A virtual Spanish language exchange program through Conestoga’s School of Interdisciplinary Studies is helping foster intercultural connections.
A virtual language exchange program through the School of Interdisciplinary Studies connects Conestoga and UICEH students.
The program is led by language professors Rita Palacios and Betty Munera and builds on a collaborative partnership Palacios and the college established in 2019 with the Universidad Intercultural del Estado de Hidalgo (UICEH) in Mexico. Launched as a pilot project last summer, the program connects Conestoga students from across the college with UICEH students to practice Spanish and English through casual conversation.
“Not only does it provide an opportunity to practice language skills, but it exposes students to global and intercultural understandings through shared experiences,” said Palacios. “Students here and in Mexico face many of the same challenges, just in different contexts. They talk about family and friends, school, music, and even links between traditional holidays.”
Palacios said each exchange session averages around 25 students who gather online to say hello in their own languages before breaking out into groups. A guide was created to help facilitate conversations and instructors from Conestoga and UICEH jump into breakout rooms to help provide additional guidance if needed. There have been five sessions since the program launched, with plans to include more over the summer and possibly partner with other institutions to offer additional language exchanges in the future, including French.
“The sessions are open to all Conestoga students and we have found that they are thrilled to meet not only peers in Mexico but peers from across the college,” Palacios continued. “It has also provided a fantastic opportunity to continue growing our partnership with UICEH.”
The virtual language exchange program was made possible through funding from the Faculty Mobility for Partnership Building Program through Global Affairs Canada’s International Scholarship Foundation.

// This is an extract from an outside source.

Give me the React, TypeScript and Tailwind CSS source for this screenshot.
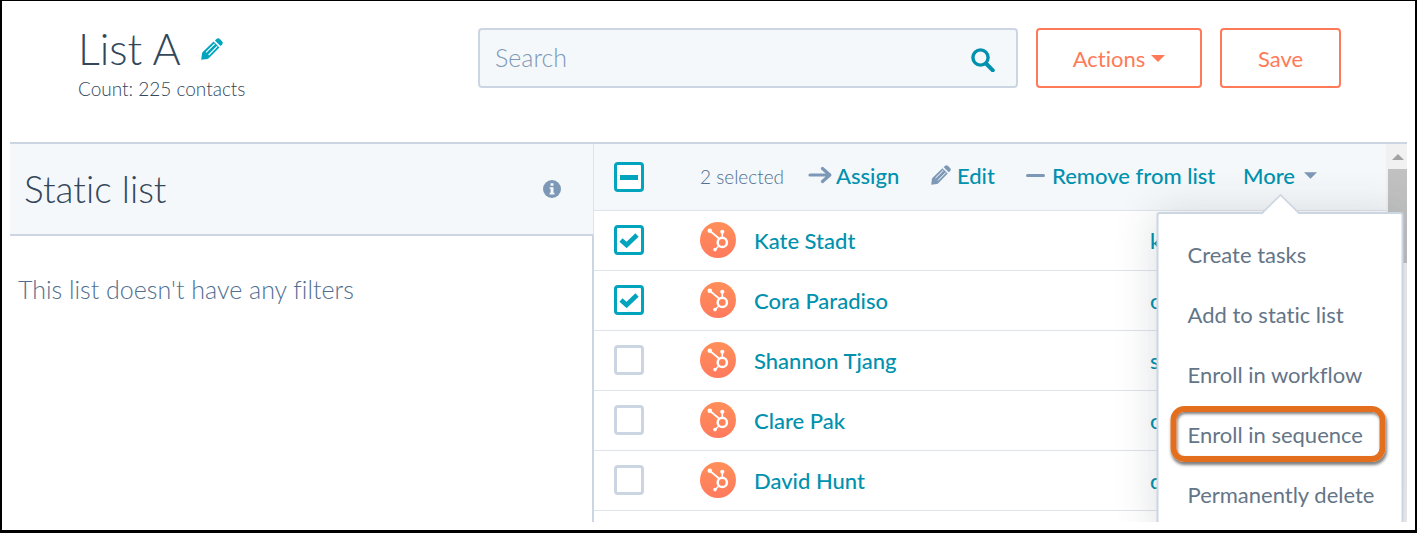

Located in the city of Tenango de Doria, UICEH is one of 11 intercultural universities in Mexico established to provide access to higher education in rural regions with a mainly Indigenous population. The schools train for economic development through programs based on a model that combines scientific and traditional knowledge and allows for the preservation of culture and languages. Tenango de Doria and its surrounding area is home to Indigenous populations of Hñähñu, Ñuhu, Nahua and Tepehua people.
Conestoga’s School of Interdisciplinary Studies prepares graduates for today’s global economy. Courses and programs have been designed to build skills essential to effective workplaces through language, communication and liberal studies, and practical experience through real-world, hands-on learning.